Work to do ->
Wherever the word "styles" shows up in a line, please copy that line.

Provided material ->
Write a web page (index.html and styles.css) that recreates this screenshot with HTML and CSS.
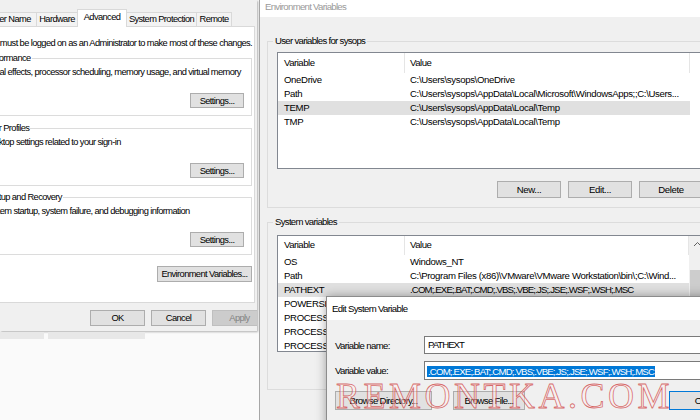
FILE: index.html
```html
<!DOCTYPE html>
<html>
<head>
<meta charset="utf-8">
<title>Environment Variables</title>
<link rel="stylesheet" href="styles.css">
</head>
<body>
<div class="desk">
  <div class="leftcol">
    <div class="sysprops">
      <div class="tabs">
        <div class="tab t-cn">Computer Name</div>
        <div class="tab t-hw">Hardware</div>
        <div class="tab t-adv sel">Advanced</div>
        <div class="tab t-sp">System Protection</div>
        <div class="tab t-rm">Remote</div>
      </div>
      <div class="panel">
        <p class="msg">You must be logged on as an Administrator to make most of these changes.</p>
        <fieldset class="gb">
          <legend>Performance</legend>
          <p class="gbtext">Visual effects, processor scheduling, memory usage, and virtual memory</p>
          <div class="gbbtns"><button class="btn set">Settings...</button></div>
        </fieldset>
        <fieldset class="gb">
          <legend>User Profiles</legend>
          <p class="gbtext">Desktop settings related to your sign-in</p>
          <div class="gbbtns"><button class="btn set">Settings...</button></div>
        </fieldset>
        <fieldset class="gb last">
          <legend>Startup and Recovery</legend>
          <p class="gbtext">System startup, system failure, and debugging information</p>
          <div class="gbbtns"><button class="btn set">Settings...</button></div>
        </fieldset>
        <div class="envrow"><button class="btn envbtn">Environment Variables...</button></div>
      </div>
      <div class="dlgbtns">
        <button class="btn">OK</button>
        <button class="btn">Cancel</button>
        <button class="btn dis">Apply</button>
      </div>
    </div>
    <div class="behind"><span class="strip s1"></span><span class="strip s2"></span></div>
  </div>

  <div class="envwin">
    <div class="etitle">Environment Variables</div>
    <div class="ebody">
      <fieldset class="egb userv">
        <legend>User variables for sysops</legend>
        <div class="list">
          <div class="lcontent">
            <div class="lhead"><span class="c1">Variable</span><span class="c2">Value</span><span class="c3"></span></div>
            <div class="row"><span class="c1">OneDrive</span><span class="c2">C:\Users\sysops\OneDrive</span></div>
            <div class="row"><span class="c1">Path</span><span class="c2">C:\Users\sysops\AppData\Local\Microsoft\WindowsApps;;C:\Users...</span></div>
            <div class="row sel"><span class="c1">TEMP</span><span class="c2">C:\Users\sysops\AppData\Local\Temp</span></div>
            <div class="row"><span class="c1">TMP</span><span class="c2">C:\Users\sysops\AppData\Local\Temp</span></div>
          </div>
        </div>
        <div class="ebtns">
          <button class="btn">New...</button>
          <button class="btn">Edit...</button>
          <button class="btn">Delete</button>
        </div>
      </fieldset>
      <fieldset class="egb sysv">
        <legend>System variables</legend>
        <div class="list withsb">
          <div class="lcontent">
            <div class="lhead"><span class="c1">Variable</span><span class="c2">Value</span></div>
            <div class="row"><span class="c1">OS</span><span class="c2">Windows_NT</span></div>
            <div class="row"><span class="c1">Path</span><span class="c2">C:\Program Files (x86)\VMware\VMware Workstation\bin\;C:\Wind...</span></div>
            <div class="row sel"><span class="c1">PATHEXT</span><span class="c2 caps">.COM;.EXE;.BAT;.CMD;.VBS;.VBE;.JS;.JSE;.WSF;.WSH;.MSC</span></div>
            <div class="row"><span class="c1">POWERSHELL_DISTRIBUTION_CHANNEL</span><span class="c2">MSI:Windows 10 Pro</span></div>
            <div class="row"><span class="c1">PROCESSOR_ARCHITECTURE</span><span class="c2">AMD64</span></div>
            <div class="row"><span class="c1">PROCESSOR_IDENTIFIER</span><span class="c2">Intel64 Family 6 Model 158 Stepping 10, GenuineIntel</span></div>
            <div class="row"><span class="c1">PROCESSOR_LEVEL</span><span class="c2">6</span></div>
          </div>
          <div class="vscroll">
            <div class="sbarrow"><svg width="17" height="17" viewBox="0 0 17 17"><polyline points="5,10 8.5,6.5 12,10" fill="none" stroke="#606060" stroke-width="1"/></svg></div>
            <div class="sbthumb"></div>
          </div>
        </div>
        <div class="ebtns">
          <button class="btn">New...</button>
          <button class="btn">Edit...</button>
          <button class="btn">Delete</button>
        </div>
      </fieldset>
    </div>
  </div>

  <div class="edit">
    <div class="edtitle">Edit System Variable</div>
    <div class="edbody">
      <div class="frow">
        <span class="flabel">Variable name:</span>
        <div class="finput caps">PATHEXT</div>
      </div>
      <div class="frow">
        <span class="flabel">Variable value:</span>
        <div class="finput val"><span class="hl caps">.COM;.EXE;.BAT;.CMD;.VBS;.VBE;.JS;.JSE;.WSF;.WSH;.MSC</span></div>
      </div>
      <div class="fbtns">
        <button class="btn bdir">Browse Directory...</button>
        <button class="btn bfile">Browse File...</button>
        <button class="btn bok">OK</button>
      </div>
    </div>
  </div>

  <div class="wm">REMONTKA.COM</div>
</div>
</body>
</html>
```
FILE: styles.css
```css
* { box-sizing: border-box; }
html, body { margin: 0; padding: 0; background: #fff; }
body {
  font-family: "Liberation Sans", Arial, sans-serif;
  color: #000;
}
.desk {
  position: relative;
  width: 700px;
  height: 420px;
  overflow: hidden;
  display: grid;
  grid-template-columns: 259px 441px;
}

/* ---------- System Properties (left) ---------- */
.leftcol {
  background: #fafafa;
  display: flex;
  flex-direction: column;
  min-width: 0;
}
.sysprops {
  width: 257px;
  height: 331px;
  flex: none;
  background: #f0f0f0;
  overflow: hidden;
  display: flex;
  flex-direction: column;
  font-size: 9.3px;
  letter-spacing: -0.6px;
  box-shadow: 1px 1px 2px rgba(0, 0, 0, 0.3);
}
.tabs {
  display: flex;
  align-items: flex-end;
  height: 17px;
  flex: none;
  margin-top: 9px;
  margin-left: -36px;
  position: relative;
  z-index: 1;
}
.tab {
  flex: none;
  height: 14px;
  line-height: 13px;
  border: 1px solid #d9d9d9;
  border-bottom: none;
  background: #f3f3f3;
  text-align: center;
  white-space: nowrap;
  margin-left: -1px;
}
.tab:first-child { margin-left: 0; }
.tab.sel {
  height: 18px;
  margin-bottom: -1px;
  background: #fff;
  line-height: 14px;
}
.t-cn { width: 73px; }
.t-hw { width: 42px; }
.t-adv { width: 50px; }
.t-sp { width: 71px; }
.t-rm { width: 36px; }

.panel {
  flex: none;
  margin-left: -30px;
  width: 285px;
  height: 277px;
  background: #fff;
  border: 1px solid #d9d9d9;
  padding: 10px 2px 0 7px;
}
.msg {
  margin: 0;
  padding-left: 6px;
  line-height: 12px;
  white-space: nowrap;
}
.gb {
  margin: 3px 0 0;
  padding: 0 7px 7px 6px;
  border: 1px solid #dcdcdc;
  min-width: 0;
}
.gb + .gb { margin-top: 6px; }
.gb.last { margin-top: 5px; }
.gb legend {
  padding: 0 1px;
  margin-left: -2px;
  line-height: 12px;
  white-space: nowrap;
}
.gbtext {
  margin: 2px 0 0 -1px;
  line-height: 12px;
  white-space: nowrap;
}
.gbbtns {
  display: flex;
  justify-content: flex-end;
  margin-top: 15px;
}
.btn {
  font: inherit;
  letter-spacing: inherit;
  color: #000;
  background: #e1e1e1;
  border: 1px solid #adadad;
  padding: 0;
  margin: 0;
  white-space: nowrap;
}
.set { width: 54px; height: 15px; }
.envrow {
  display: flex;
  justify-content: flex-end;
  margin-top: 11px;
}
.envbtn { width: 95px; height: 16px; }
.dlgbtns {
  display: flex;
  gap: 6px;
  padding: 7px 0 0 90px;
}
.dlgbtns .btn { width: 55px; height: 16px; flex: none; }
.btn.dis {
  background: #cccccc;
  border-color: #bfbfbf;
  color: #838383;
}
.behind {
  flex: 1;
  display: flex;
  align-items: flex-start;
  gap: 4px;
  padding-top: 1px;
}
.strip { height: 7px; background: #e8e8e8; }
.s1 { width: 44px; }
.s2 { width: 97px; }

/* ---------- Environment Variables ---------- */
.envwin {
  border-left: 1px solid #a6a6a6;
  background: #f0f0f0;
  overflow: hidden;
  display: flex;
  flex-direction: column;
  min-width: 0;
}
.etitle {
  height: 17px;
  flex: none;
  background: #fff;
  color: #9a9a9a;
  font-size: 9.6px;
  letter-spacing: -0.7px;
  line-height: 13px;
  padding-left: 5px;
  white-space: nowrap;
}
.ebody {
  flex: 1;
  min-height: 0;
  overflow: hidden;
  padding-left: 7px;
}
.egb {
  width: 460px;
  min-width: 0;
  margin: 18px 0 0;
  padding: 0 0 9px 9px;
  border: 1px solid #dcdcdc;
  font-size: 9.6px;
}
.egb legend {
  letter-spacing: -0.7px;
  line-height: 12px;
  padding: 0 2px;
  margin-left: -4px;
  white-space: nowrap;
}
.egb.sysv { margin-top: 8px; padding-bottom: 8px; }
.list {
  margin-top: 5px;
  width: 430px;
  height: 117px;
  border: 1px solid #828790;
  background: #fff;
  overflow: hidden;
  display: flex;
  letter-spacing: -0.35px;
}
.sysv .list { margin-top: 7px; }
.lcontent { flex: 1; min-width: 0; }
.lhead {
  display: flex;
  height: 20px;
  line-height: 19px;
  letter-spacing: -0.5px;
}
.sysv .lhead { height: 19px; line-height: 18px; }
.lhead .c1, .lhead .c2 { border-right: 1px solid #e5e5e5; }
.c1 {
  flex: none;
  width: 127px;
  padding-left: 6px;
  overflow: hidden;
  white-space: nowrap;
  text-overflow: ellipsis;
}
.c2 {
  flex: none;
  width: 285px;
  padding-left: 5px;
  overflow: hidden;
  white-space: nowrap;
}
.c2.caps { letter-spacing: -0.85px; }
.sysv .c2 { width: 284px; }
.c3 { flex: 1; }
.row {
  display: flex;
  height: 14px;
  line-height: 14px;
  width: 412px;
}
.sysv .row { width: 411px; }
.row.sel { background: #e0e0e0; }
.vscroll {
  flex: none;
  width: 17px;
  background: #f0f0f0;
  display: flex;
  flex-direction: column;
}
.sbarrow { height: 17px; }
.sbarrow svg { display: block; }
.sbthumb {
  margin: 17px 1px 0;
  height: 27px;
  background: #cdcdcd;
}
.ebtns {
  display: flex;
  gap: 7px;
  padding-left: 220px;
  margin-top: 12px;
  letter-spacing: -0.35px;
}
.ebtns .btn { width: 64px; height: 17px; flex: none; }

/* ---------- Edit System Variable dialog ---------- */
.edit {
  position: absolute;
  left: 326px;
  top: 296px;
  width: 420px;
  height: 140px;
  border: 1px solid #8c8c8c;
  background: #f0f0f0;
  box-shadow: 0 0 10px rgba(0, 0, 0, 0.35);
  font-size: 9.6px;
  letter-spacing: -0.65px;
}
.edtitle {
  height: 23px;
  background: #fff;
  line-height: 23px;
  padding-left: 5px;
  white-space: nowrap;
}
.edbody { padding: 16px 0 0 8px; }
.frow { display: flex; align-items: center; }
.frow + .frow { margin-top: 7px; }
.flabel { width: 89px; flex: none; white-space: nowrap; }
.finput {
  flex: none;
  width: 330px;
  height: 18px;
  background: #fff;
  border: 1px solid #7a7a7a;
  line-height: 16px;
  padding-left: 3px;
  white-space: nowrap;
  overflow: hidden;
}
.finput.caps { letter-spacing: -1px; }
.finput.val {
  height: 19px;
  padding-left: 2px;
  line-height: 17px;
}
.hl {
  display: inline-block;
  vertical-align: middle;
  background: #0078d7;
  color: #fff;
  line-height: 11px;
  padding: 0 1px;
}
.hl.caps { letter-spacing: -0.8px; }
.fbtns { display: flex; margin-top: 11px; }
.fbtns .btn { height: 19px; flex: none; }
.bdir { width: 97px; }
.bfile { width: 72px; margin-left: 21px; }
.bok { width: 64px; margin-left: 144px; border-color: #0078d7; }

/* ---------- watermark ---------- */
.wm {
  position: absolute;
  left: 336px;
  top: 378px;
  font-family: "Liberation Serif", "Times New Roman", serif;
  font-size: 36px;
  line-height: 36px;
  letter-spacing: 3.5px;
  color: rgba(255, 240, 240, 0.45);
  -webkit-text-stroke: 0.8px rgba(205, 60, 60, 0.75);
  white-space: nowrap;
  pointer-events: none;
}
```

The reply ->
Write a web page (index.html and styles.css) that recreates this screenshot with HTML and CSS.
<link rel="stylesheet" href="styles.css">
FILE: styles.css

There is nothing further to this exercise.